The study of A. gracile secondary metabolite biosynthetic gene clusters (BGC) revealed that their repertoires were unique to each A. gracile strain, with only 8 BGCs common to all strains out of a total of 22 distinct BGC characterized in these genomes (Fig. 1d). Although variable, the composition of this BGC set appeared to be clade-associated in the Nostocales tree, as the number of BGCs in common with A. gracile genomes decreased with increasing distance from their clade in the phylogenetic tree. Accessory BGCs were notably involved in the production of carotenoids and shinorines, both implicated in several adaptative processes including photoprotection [12, 13], and cyanotoxins (e.g. puwainaphycins and saxitoxins), whose production in the associated cultures was confirmed by high-resolution mass spectrometry (Fig. S2, Table S3). Although not-well characterized, cyanotoxins are thought to play key roles in adaptation, given the high cost of BGC maintenance in genomes and resource requirements for their production. For example, saxitoxins, which were only synthesized in our study by PMC 627.10 and PMC 638.10 strains from synthesized from their 26.5kb long BGC, are presumed to regulate Na+ homeostasis and have been proved to be actively extracellularly exported in salinity stress conditions [14].

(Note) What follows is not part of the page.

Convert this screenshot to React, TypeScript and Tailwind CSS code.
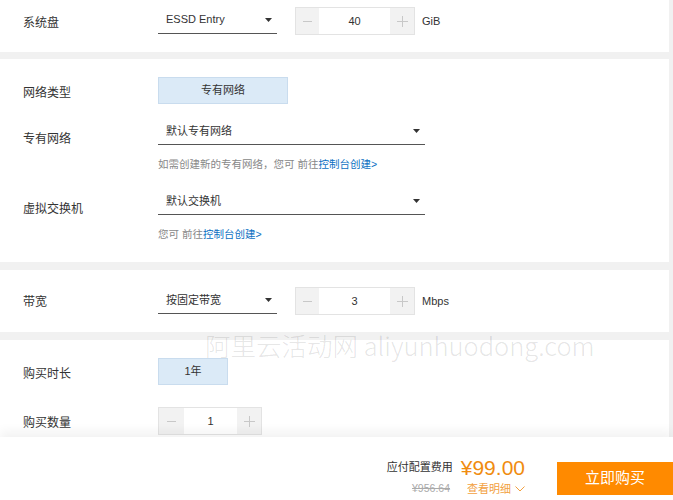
import React from 'react';

const font = { fontFamily: '"Liberation Sans", "Noto Sans CJK SC", sans-serif' };

const Caret = () => (
  <svg width="7" height="4" viewBox="0 0 7 4" className="shrink-0">
    <path d="M0 0 H7 L3.5 4 Z" fill="#333" />
  </svg>
);

const Select = ({ value, width }: { value: string; width: string }) => (
  <div className={`${width} h-[27px] flex items-center justify-between pl-[8px] pr-[5px] border-b border-[#555] text-[11px] text-[#333]`}>
    <span>{value}</span>
    <Caret />
  </div>
);

const Stepper = ({ value, small }: { value: string; small?: boolean }) => (
  <div className="flex h-[28px] border border-[#e3e3e3]">
    <div className={`${small ? 'w-[25px]' : 'w-[23px]'} bg-[#f2f2f2] flex items-center justify-center`}>
      <span className="block w-[9px] h-px bg-[#c8c8c8]" />
    </div>
    <div className={`${small ? 'w-[53px]' : 'w-[71px]'} bg-white flex items-center justify-center text-[11px] text-[#333]`}>{value}</div>
    <div className="w-[24px] bg-[#f2f2f2] flex items-center justify-center relative">
      <span className="block w-[11px] h-px bg-[#c8c8c8]" />
      <span className="absolute block w-px h-[11px] bg-[#c8c8c8]" />
    </div>
  </div>
);

const Label = ({ children, className = '' }: { children: React.ReactNode; className?: string }) => (
  <div className={`w-[135px] shrink-0 text-[12px] text-[#333] ${className}`}>{children}</div>
);

const Choice = ({ children, width }: { children: React.ReactNode; width: string }) => (
  <div className={`${width} h-[27px] bg-[#dbeaf7] border border-[#c9dcee] flex items-center justify-center text-[11px] text-[#333]`}>{children}</div>
);

const Card = ({ children, className = '' }: { children: React.ReactNode; className?: string }) => (
  <div className={`bg-white mr-[4px] pl-[23px] ${className}`}>{children}</div>
);

export default function App() {
  return (
    <div style={font} className="relative w-[673px] h-[500px] overflow-hidden bg-[#f1f1f1] flex flex-col">
      <Card className="h-[52px] pt-[7px]">
        <div className="flex items-center h-[28px]">
          <Label className="pt-[4px]">系统盘</Label>
          <div className="flex items-center -mt-[2px]">
            <Select value="ESSD Entry" width="w-[119px]" />
          </div>
          <div className="ml-[18px]">
            <Stepper value="40" />
          </div>
          <span className="ml-[7px] text-[11px] text-[#333]">GiB</span>
        </div>
      </Card>

      <Card className="mt-[7px] h-[203px] pt-[18px]">
        <div className="flex items-center h-[27px]">
          <Label className="pt-[5px]">网络类型</Label>
          <Choice width="w-[130px]">专有网络</Choice>
        </div>
        <div className="flex items-start mt-[14px]">
          <Label className="mt-[12px]">专有网络</Label>
          <div>
            <Select value="默认专有网络" width="w-[267px]" />
            <div className="mt-[10px] text-[10.5px] leading-[18px] text-[#888]">
              如需创建新的专有网络，您可 前往<span className="text-[#0a6fc2]">控制台创建&gt;</span>
            </div>
          </div>
        </div>
        <div className="flex items-start mt-[15px]">
          <Label className="mt-[12px]">虚拟交换机</Label>
          <div>
            <Select value="默认交换机" width="w-[267px]" />
            <div className="mt-[10px] text-[10.5px] leading-[18px] text-[#888]">
              您可 前往<span className="text-[#0a6fc2]">控制台创建&gt;</span>
            </div>
          </div>
        </div>
      </Card>

      <Card className="mt-[8px] h-[62px] pt-[17px]">
        <div className="flex items-center h-[28px]">
          <Label className="pt-[2px]">带宽</Label>
          <div className="-mt-[1px]">
            <Select value="按固定带宽" width="w-[119px]" />
          </div>
          <div className="ml-[18px]">
            <Stepper value="3" />
          </div>
          <span className="ml-[7px] text-[11px] text-[#333]">Mbps</span>
        </div>
      </Card>

      <Card className="mt-[8px] flex-1 pt-[18px]">
        <div className="flex items-center h-[27px]">
          <Label className="pt-[4px]">购买时长</Label>
          <Choice width="w-[70px]">1年</Choice>
        </div>
        <div className="flex items-center mt-[22px] h-[28px]">
          <Label className="pt-[3px]">购买数量</Label>
          <Stepper value="1" small />
        </div>
      </Card>

      <div className="absolute left-0 right-0 bottom-0 h-[63px] bg-white shadow-[0_-6px_10px_rgba(0,0,0,0.05)] flex items-start justify-end">
        <div className="flex flex-col items-end mt-[17px]">
          <div className="flex items-center h-[26px]">
            <span className="text-[11px] text-[#333]">应付配置费用</span>
            <span className="ml-[8px] text-[21px] leading-none text-[#f08c10]">¥99.00</span>
          </div>
          <div className="flex items-center h-[18px]">
            <span className="text-[10.5px] text-[#aaa] line-through">¥956.64</span>
            <span className="ml-[17px] text-[11px] text-[#f2a040] flex items-center">
              查看明细
              <svg width="10" height="6" viewBox="0 0 10 6" className="ml-[4px]">
                <path d="M0.5 0.5 L5 5 L9.5 0.5" fill="none" stroke="#f2a040" strokeWidth="1" />
              </svg>
            </span>
          </div>
        </div>
        <div className="ml-[32px] mt-[25px] w-[116px] h-[33px] bg-[#ff8a00] flex items-center justify-center text-[15px] text-white">
          立即购买
        </div>
      </div>

      <div className="absolute left-[205px] top-[330px] text-[25.5px] leading-[30px] text-black/[0.11] whitespace-nowrap pointer-events-none" style={{ fontFamily: '"Noto Sans CJK SC", "Noto Sans", sans-serif', fontWeight: 300 }}>
        阿里云活动网 aliyunhuodong.com
      </div>
    </div>
  );
}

Lastly, the group of accessory genes with resolutive functional annotations at the gene name level, revealed potential discrepancies in important metabolic pathways, such as sulfur metabolism and regulation of photosynthesis, although they did not belong to the COG categories enriched in the flexible fraction (Supplementary Results and Table S4).

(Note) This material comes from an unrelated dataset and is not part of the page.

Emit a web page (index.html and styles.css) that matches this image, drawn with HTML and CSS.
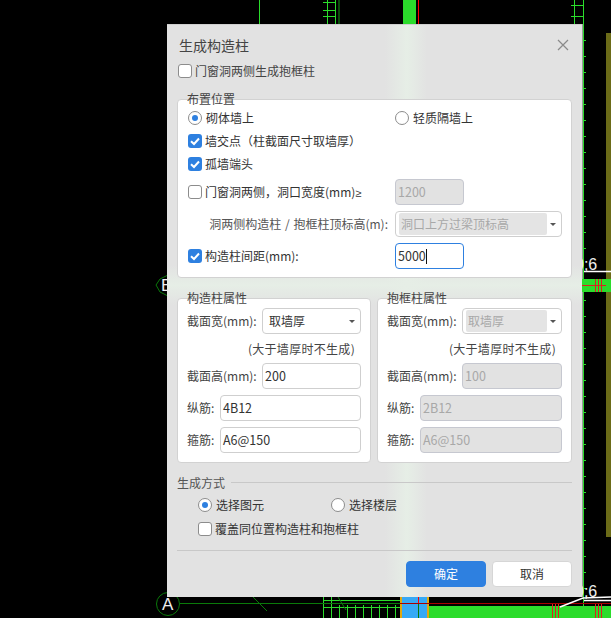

After ten years in culture, genetic drift could be responsible to some extent for the observed genomic diversity among strains (e.g., [15]). However, because the number of proteins in the pangenome is much higher than that of individual A. gracile strains, which is constrained by their genome size, this diversity probably reflects true genomic diversity in the natural population, as has already been observed at the level of individual marker genes, such as sxtA [16]. Our results lead to the conclusion that the intra-population micro-diversity could be a feature largely shared within the cyanobacterial phylum. On the one hand, the presence of accessory genes related to the regulation of photosynthesis and sulfur metabolism implies that many strains with diverse adaptive capabilities can thrive until bloom development and co-occur at low spatial scale. On the other hand, the inter-strain variability in the production of essential secondary metabolites for which biosynthetic genes are especially enriched in accessory gene fraction, suggests that some of these molecules could be shared to the surrounding cyanobacteria by the producing strains, allowing the population to benefit from their adaptive functions while limiting the resource requirements for individuals. Thus, evaluation of the extent of biodiversity within a blooming cyanobacteria population could be a cornerstone for the establishment of a holistic theoretical framework of the dynamics of toxinogenic cyanobacteria blooms.